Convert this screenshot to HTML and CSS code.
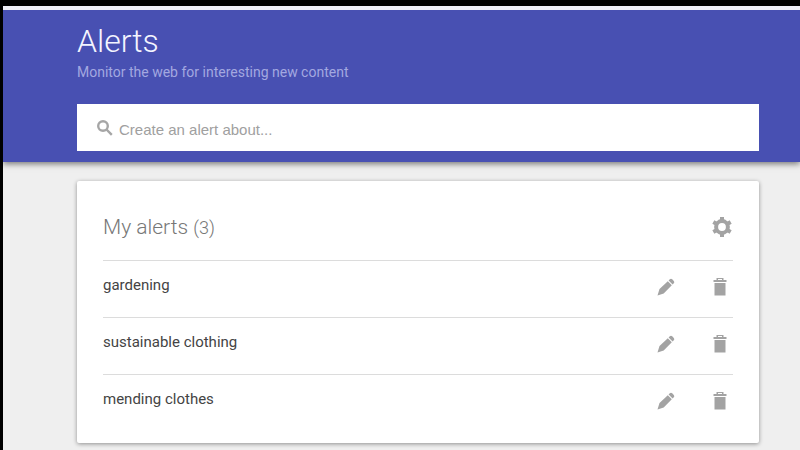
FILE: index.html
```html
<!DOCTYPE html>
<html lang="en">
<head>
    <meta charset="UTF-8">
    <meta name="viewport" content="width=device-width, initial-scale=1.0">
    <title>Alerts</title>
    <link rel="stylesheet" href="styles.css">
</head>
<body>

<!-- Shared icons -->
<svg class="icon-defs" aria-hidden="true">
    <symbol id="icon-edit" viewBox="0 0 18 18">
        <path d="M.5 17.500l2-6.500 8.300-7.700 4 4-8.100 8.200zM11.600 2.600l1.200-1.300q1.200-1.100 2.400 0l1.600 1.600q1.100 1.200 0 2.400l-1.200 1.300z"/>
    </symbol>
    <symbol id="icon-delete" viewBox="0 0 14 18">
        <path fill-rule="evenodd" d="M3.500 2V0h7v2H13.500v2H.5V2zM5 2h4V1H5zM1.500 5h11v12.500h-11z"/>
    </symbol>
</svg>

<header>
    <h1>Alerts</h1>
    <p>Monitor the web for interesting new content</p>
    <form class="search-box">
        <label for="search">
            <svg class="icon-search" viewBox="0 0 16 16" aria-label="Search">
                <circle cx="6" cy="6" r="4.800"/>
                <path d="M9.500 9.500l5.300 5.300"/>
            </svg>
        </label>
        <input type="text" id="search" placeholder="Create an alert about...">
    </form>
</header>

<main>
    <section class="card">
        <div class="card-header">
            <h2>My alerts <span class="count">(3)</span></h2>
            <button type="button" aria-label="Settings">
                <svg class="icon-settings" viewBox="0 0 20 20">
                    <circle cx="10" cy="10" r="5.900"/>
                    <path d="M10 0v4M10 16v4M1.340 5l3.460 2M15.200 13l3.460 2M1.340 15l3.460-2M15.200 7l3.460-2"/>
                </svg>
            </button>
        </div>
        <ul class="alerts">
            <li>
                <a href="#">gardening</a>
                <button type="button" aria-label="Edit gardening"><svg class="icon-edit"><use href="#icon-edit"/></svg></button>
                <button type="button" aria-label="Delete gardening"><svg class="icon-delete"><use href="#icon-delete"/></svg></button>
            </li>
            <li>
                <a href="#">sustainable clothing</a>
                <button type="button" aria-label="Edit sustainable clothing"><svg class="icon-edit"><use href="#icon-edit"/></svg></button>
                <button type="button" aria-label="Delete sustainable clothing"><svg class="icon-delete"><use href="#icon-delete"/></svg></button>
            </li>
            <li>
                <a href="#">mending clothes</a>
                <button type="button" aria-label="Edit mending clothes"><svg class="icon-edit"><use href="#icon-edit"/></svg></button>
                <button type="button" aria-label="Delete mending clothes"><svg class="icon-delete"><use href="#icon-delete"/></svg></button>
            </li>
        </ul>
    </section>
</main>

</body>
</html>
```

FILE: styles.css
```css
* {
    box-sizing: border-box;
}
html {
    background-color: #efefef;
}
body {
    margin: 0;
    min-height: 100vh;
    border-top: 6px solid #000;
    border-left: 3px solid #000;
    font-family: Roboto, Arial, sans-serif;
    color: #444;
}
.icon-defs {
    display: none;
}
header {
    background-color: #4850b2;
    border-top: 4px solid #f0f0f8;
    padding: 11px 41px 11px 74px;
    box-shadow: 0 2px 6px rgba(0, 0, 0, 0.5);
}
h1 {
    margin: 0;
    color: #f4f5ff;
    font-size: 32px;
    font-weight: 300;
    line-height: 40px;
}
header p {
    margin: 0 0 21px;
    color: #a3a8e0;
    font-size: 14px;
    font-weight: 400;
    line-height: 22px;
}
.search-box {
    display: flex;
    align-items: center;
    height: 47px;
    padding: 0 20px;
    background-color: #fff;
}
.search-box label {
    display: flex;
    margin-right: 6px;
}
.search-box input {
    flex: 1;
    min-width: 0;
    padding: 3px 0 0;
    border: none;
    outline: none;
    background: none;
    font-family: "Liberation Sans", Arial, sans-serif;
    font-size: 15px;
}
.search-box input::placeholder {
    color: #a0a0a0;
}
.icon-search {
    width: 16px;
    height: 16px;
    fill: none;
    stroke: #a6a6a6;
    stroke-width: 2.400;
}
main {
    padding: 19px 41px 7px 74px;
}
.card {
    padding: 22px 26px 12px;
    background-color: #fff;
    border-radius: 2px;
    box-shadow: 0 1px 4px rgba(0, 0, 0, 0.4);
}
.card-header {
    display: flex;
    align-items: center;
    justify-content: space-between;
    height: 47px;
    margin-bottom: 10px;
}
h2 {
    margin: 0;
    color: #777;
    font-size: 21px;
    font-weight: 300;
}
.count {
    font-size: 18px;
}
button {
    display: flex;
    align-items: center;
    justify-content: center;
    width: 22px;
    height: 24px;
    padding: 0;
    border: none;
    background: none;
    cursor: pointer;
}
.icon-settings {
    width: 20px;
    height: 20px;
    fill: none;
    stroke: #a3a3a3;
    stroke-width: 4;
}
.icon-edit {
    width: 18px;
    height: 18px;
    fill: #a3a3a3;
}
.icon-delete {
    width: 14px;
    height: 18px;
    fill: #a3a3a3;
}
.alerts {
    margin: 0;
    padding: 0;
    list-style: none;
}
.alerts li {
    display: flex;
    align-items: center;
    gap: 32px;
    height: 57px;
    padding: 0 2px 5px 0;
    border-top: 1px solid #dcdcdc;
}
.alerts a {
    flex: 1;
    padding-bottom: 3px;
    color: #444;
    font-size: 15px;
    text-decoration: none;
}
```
· · ·
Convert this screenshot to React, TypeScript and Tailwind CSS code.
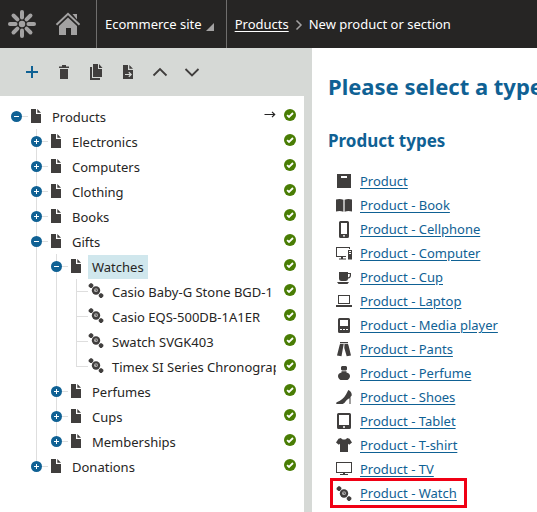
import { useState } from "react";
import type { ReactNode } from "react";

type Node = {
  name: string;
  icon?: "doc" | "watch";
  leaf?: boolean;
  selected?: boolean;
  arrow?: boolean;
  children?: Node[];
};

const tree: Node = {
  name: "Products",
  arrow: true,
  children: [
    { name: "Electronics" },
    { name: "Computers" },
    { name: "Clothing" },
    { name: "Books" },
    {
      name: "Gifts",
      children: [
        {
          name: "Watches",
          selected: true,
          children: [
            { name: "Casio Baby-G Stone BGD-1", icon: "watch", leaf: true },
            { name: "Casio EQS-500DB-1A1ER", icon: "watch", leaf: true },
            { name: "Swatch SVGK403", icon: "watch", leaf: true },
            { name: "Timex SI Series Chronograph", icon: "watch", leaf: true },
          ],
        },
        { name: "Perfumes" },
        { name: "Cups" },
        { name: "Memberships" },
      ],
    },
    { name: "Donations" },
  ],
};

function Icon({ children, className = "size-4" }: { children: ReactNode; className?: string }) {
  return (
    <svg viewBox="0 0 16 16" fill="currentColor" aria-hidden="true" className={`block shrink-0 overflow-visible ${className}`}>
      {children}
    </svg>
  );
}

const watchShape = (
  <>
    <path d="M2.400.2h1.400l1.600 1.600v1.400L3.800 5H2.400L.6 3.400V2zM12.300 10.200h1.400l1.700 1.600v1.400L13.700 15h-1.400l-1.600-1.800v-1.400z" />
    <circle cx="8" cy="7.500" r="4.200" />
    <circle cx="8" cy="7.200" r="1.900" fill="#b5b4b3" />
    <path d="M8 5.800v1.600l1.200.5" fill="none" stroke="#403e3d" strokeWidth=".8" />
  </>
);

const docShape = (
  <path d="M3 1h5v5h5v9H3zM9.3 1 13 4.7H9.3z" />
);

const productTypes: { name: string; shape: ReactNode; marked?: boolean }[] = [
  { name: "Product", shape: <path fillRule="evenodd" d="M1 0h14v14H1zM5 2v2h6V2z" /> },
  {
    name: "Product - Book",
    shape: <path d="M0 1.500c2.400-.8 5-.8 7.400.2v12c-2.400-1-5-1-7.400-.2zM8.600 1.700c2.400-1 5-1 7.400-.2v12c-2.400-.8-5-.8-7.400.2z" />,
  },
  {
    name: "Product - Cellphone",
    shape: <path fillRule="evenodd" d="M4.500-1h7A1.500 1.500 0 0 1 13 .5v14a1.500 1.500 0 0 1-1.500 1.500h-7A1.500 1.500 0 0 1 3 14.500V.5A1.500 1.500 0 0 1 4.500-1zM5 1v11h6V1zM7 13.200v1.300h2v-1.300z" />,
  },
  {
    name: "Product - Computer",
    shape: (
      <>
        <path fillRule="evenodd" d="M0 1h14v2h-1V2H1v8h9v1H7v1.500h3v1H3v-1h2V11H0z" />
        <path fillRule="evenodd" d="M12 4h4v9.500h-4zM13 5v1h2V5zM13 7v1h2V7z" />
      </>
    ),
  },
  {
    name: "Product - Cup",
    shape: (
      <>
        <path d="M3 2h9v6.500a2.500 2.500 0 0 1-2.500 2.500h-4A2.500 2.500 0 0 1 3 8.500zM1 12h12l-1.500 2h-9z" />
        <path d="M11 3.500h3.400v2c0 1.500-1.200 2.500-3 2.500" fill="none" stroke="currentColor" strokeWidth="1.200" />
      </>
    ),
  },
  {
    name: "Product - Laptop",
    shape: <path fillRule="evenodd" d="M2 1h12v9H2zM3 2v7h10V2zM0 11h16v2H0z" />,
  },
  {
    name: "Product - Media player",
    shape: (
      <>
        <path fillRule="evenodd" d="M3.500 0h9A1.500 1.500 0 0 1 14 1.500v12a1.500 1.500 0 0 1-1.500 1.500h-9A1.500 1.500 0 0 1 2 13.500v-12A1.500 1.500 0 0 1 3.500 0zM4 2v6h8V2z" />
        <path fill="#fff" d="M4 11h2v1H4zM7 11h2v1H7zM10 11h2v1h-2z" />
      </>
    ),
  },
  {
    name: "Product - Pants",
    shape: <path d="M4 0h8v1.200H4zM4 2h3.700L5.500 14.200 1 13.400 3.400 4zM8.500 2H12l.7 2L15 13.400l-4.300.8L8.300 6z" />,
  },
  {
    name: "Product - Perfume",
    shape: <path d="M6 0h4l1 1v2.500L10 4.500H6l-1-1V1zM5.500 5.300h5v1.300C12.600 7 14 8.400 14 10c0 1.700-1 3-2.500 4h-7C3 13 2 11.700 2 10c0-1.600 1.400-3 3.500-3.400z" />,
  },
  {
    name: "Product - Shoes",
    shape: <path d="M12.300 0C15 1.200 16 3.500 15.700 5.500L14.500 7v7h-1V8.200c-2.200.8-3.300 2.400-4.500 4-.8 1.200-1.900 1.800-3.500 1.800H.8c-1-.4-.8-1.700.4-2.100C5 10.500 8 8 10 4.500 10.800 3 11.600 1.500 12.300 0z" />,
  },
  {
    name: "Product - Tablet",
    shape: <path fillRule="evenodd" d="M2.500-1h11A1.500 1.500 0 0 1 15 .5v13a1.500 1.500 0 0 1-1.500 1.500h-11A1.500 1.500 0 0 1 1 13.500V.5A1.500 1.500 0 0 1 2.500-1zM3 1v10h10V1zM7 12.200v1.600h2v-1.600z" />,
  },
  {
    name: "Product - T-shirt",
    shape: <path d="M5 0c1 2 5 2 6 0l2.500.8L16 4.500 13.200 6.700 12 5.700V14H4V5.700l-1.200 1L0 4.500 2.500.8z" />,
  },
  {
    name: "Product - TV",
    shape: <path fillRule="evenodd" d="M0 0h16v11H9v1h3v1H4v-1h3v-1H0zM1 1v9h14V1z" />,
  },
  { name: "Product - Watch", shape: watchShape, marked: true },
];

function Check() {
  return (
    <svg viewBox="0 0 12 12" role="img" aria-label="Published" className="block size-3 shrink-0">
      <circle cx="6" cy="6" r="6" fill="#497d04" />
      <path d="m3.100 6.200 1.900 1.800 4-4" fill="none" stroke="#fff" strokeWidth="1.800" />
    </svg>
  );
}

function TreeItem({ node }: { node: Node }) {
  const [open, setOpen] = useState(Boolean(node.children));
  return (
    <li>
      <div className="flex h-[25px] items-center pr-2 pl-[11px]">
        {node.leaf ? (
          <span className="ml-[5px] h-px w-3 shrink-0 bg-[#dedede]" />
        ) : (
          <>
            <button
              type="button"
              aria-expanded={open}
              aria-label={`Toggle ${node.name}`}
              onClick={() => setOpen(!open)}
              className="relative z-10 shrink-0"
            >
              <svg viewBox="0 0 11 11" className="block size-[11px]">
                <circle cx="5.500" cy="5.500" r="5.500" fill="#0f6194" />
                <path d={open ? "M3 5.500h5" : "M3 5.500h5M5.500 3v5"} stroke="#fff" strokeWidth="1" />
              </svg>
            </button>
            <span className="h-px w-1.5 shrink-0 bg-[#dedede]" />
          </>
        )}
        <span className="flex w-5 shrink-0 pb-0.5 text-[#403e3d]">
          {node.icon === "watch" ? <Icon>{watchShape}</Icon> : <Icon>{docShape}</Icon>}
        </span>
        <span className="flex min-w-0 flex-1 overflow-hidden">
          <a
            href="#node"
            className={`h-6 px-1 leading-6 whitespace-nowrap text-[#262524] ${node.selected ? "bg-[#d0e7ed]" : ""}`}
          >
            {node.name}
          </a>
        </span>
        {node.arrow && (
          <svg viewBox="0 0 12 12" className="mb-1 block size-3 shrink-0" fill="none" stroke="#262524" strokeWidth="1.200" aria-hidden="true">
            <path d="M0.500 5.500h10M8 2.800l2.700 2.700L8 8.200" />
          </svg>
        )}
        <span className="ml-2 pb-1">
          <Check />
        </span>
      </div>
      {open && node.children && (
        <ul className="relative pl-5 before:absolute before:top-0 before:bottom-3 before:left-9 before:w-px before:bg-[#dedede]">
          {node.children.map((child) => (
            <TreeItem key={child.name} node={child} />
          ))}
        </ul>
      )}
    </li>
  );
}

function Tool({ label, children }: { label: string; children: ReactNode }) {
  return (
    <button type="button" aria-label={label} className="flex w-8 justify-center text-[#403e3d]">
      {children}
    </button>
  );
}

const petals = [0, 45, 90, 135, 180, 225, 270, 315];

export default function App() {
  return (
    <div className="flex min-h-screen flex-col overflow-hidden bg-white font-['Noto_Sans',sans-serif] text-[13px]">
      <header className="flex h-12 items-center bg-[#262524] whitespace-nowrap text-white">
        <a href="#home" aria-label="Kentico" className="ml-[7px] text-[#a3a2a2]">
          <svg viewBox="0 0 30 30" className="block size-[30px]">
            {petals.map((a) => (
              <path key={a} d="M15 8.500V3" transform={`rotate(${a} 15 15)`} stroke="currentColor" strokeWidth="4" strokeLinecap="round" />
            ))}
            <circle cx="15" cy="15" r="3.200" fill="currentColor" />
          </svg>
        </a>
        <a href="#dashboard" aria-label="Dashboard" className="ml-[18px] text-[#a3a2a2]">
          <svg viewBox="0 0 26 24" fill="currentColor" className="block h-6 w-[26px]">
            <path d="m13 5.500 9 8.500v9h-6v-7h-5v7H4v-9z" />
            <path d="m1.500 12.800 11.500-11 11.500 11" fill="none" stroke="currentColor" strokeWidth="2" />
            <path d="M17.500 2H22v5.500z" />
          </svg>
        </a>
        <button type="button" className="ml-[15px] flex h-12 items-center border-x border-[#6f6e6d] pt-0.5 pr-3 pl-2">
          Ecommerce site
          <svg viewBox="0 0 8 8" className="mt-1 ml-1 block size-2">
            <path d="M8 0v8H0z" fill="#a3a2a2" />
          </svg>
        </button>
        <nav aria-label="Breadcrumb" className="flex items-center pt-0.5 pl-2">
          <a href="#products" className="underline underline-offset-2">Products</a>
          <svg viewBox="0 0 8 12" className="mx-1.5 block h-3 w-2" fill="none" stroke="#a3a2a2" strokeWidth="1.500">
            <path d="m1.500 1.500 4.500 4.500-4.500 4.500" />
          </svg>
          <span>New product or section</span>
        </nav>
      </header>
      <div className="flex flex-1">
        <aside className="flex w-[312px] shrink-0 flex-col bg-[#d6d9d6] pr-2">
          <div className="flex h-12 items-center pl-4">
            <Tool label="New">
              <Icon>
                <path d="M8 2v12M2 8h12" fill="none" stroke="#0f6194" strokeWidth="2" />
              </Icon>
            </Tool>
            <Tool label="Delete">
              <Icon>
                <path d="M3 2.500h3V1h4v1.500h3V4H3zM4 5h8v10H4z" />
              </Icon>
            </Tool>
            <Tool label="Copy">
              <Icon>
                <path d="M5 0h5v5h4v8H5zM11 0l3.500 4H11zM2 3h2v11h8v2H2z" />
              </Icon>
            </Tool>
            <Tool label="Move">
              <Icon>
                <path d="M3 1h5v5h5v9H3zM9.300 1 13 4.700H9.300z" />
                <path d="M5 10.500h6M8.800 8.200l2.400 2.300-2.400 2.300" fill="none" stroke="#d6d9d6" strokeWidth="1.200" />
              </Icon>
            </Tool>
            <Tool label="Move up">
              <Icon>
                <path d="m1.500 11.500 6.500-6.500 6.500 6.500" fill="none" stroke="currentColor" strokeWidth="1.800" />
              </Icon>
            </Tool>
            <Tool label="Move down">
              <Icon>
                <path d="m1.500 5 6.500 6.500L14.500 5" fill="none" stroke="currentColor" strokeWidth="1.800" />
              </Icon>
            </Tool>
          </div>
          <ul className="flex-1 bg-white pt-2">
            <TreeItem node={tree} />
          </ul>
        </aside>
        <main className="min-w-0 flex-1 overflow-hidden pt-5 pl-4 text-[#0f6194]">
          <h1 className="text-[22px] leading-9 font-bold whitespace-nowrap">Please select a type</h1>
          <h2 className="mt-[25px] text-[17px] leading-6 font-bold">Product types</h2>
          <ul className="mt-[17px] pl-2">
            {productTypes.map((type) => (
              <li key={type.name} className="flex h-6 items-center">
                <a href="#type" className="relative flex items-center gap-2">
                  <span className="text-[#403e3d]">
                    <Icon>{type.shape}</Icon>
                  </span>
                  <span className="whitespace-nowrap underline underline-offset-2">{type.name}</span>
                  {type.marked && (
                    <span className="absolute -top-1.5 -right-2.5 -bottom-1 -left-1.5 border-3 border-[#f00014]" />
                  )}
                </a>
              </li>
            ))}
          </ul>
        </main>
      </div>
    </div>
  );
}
· · ·
◆ Problem to solve: Check every line of the records above for the string "screenshot" and say how many contain it, giving the number alone.

◆ Result of this task: 2